-
Notifications
You must be signed in to change notification settings - Fork 604
Description
Description
Summary:
In PersonKryoSerializer, a static final ThreadLocal is used to cache expensive Kryo instances. However, the code completely lacks a cleanup mechanism (no remove() is ever called).
Root Cause:
When a Hazelcast internal worker thread (e.g., partition operation thread or I/O thread) executes the write or read method, the Kryo instance is attached to the thread's ThreadLocalMap. Because the thread is pooled and long-lived, the Kryo instance is never garbage collected.
Impact (Critical):
-
Memory Leak: Accumulation of Kryo instances in Hazelcast worker threads.
-
ClassLoader Leak (Metaspace OOM): The Kryo instance registers the domain class: kryo.register(Person.class). If this serializer is deployed within a web container (e.g., Tomcat) or an OSGi environment, the Kryo instance holds a strong reference to Person.class, which in turn holds a reference to the WebappClassLoader. The unmanaged ThreadLocal forms a strong reference chain (Worker Thread -> ThreadLocalMap -> Kryo -> Person.class -> WebappClassLoader), preventing the application from being undeployed cleanly.
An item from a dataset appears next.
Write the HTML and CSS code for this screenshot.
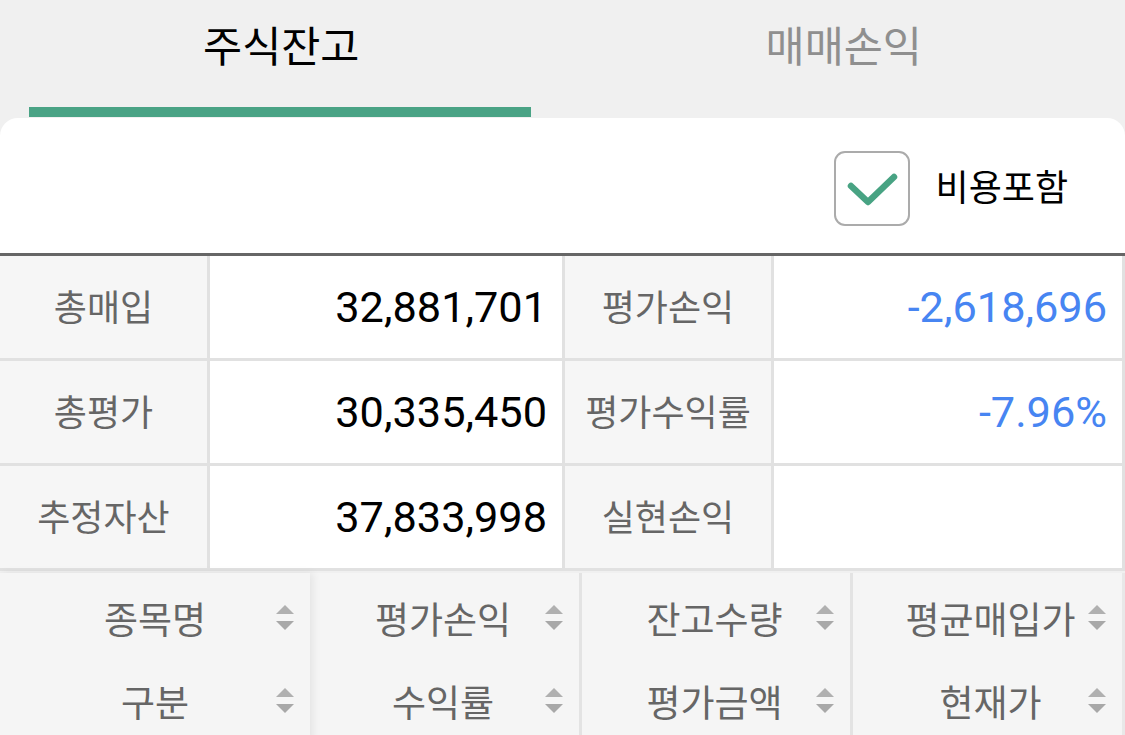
FILE: index.html
```html
<!DOCTYPE html>
<html lang="ko">
<head>
<meta charset="utf-8">
<title>주식잔고</title>
<link rel="stylesheet" href="styles.css">
</head>
<body>
<div class="page">
  <div class="tabs">
    <div class="tab active"><span class="tab-label">주식잔고</span><span class="indicator"></span></div>
    <div class="tab"><span class="tab-label">매매손익</span></div>
  </div>
  <div class="card">
    <div class="options">
      <label class="check">
        <span class="box">
          <svg width="76" height="75" viewBox="0 0 76 75"><path d="M17 35 L34 51 L60 26" fill="none" stroke="#48a383" stroke-width="6.5" stroke-linecap="round" stroke-linejoin="round"/></svg>
        </span>
        <span class="check-text">비용포함</span>
      </label>
    </div>
    <div class="summary">
      <div class="cell label">총매입</div>
      <div class="cell value">32,881,701</div>
      <div class="cell label">평가손익</div>
      <div class="cell value blue">-2,618,696</div>
      <div class="cell label">총평가</div>
      <div class="cell value">30,335,450</div>
      <div class="cell label">평가수익률</div>
      <div class="cell value blue">-7.96%</div>
      <div class="cell label">추정자산</div>
      <div class="cell value">37,833,998</div>
      <div class="cell label">실현손익</div>
      <div class="cell value"></div>
    </div>
    <div class="head">
      <div class="hcol fixed">
        <div class="hcell">종목명<span class="sort"></span></div>
        <div class="hcell">구분<span class="sort"></span></div>
      </div>
      <div class="hcol">
        <div class="hcell">평가손익<span class="sort"></span></div>
        <div class="hcell">수익률<span class="sort"></span></div>
      </div>
      <div class="hcol">
        <div class="hcell">잔고수량<span class="sort"></span></div>
        <div class="hcell">평가금액<span class="sort"></span></div>
      </div>
      <div class="hcol last">
        <div class="hcell">평균매입가<span class="sort"></span></div>
        <div class="hcell">현재가<span class="sort"></span></div>
      </div>
    </div>
  </div>
</div>
</body>
</html>
```

FILE: styles.css
```css
* { box-sizing: border-box; }
html, body {
  margin: 0;
  padding: 0;
  background: #f0f0f0;
  font-family: Roboto, "Noto Sans CJK KR", sans-serif;
  overflow: hidden;
}
.page {
  width: 1125px;
  height: 735px;
  overflow: hidden;
}
.tabs {
  display: flex;
  height: 118px;
}
.tab {
  flex: 1;
  position: relative;
  display: flex;
  justify-content: center;
  padding-top: 18px;
}
.tab-label {
  font-size: 42.5px;
  line-height: 60px;
  color: #8f8f8f;
}
.tab.active .tab-label { color: #000; }
.indicator {
  position: absolute;
  left: 29px;
  right: 32px;
  bottom: 1px;
  height: 10px;
  background: #4aa385;
}
.card {
  background: #fff;
  border-radius: 18px 18px 0 0;
}
.options {
  height: 135px;
  display: flex;
  justify-content: flex-end;
  align-items: center;
  padding-right: 57px;
  padding-top: 5px;
}
.check {
  display: flex;
  align-items: center;
}
.box {
  width: 76px;
  height: 75px;
  border: 2.5px solid #ababab;
  border-radius: 11px;
  display: flex;
  align-items: center;
  justify-content: center;
  margin-right: 26px;
}
.box svg { display: block; flex: none; }
.check-text {
  font-size: 36px;
  color: #000;
  padding-bottom: 6px;
}
.summary {
  display: grid;
  grid-template-columns: 210px 355px 209px 351px;
  grid-auto-rows: 105px;
  border-top: 3px solid #666;
}
.cell {
  display: flex;
  align-items: center;
  border-right: 3px solid #e1e1e1;
  border-bottom: 3px solid #e1e1e1;
}
.label {
  background: #f6f6f6;
  color: #666;
  font-size: 36px;
  justify-content: center;
  padding-bottom: 4px;
}
.value {
  background: #fff;
  color: #000;
  font-size: 43.3px;
  justify-content: flex-end;
  padding-right: 15px;
}
.blue {
  color: #4785f2;
}
.head {
  display: grid;
  grid-template-columns: 310px 272px 271px 272px;
  background: #f5f5f5;
  border-top: 2px solid #f0f0f0;
}
.hcol {
  border-right: 3px solid #e3e3e3;
  padding-top: 4px;
}
.hcol.fixed {
  border-right: none;
  position: relative;
  z-index: 1;
  box-shadow: 3px 0 8px rgba(0, 0, 0, 0.07);
}
.hcol.last { border-right-color: #e8e8e8; }
.hcell {
  position: relative;
  height: 83px;
  display: flex;
  align-items: center;
  justify-content: center;
  font-size: 37px;
  color: #666;
  padding-bottom: 2px;
}
.hcol:not(.fixed) .hcell { padding-right: 3px; }
.hcol.last .hcell { padding-right: 0; padding-left: 6px; }
.sort {
  position: absolute;
  right: 16px;
  top: 50%;
  margin-top: -14px;
  width: 18px;
  height: 25px;
}
.sort::before,
.sort::after {
  content: "";
  position: absolute;
  left: 0;
  border-left: 9px solid transparent;
  border-right: 9px solid transparent;
}
.sort::before {
  top: 0;
  border-bottom: 9px solid #b0b0b0;
}
.sort::after {
  bottom: 0;
  border-top: 9px solid #a8a8a8;
}
```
Repeated redeployments will inevitably result in java.lang.OutOfMemoryError: Metaspace.
Code Snippet
Location: PersonKryoSerializer.java
// Definition: Static ThreadLocal holding application classes
private static final ThreadLocal KRYO_THREAD_LOCAL = new ThreadLocal<>() {
@OverRide
protected Kryo initialValue() {
Kryo kryo = new Kryo();
kryo.register(Person.class); // <--- Danger: Holds reference to WebappClassLoader
return kryo;
}
};
// Usage: get() is called, but remove() is NEVER called in write() or read()
Expected Behavior
ThreadLocals used in serialization components must not pin application classloaders.
Proposed Fix:
-
Avoid Static ThreadLocal for stateful serializers: If the serializer must be loaded by a child classloader, manage the Kryo instance lifecycle properly.
-
Use Object Pooling: Instead of ThreadLocal, consider using an object pool (like Apache Commons Pool) where instances are explicitly borrowed and returned/cleared in a try-finally block during the write/read operations.